Right! Nearby neighborhoods in Miami are going to be under water. Even if we get one meter of sea level rise, there'll be Miami neighborhoods that have serious flooding during high tides. So it isn't just in the Maldives.
One last political question: Sometimes it seems that the American state or media are not fair in their criticisms of human right issues across the globe when it happens to involve their allies. For example, a comparison between Iran and Saudi Arabia might be relevant here.

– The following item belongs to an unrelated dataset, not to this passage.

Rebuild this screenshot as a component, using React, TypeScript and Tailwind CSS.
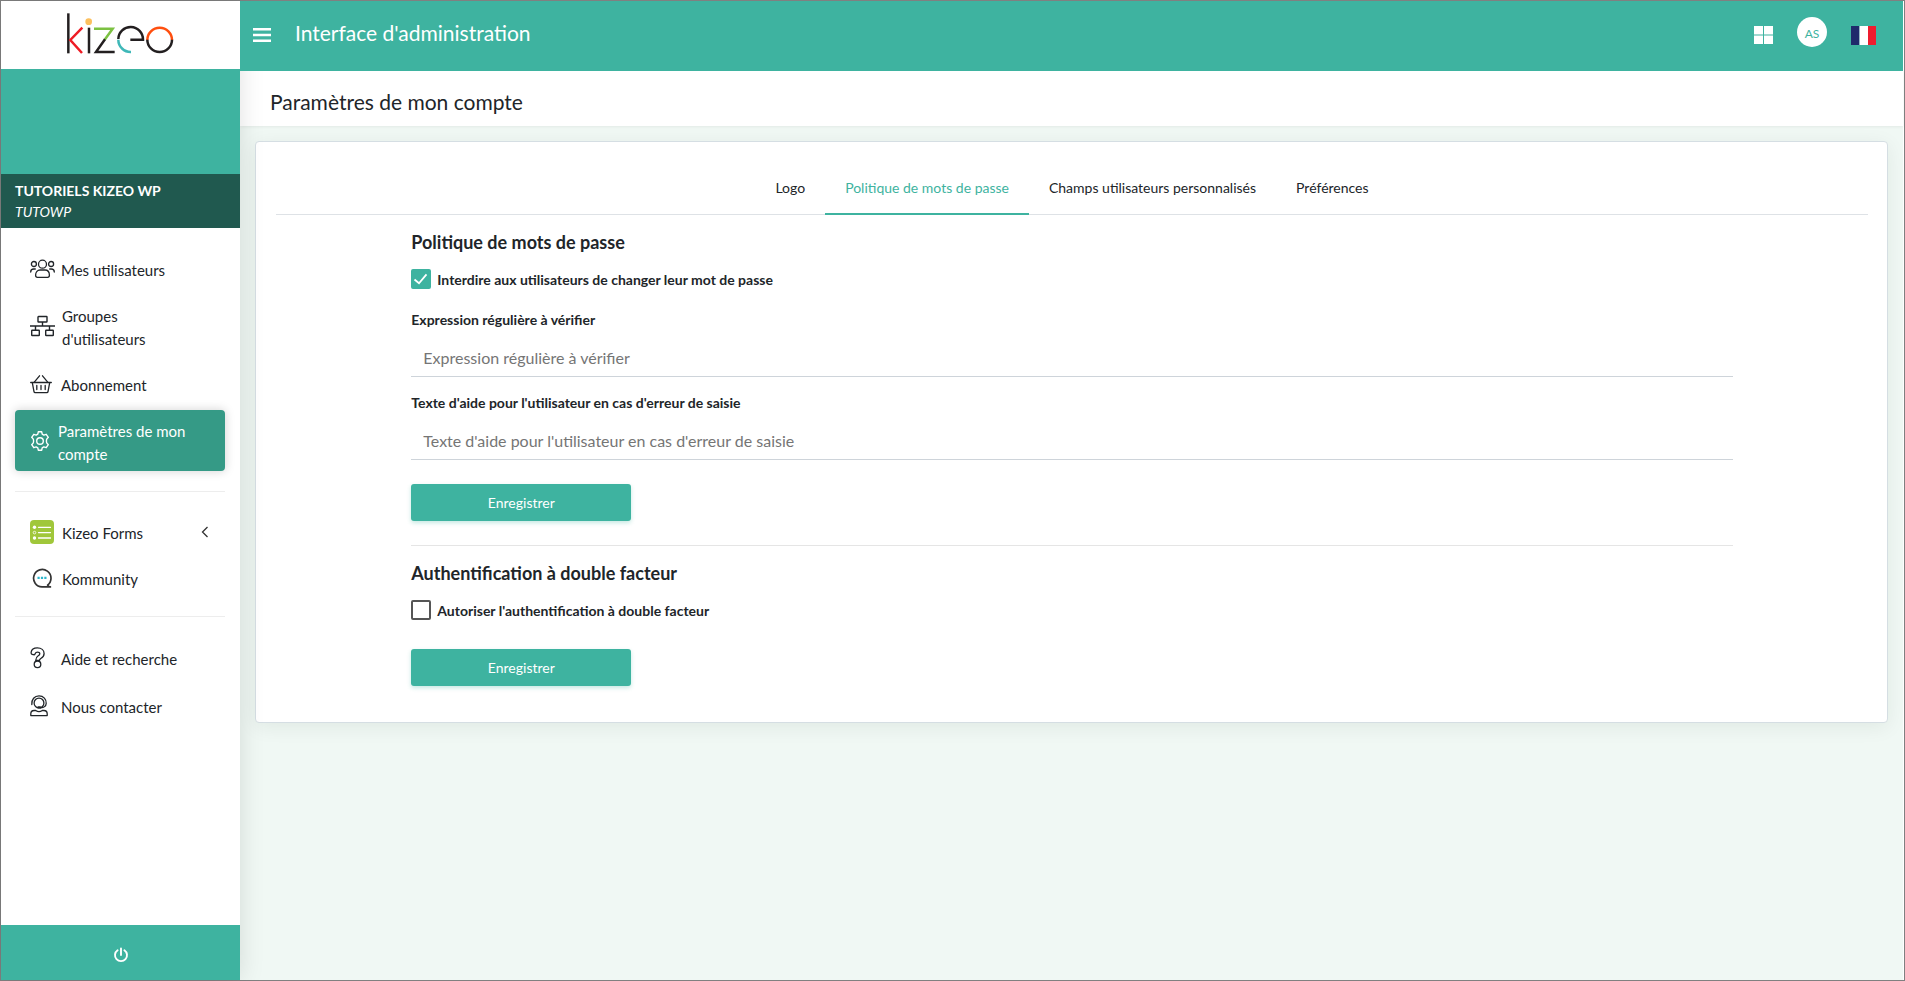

Well, certainly in the United States press, there's plenty of criticism of Saudi Arabia, plenty of criticism in regard to women not, allowing women to drive. They are making a little progress, I think. But the position of women in Saudi Arabia is very restricted. The other thing that we hear quite a lot about is that the Saudis did a lot to spread a very extremely conservative version of Islam. And that that has had caused some of the problems in the Middle East. It's not unnoticed that most of the 911 attackers were Saudis. And so it's not as though the Saudis aren’t criticized. I certainly hear much more criticism of Saudi Arabia than I do of Iran. The worries about Iran are much more related to military possibilities, which you understand.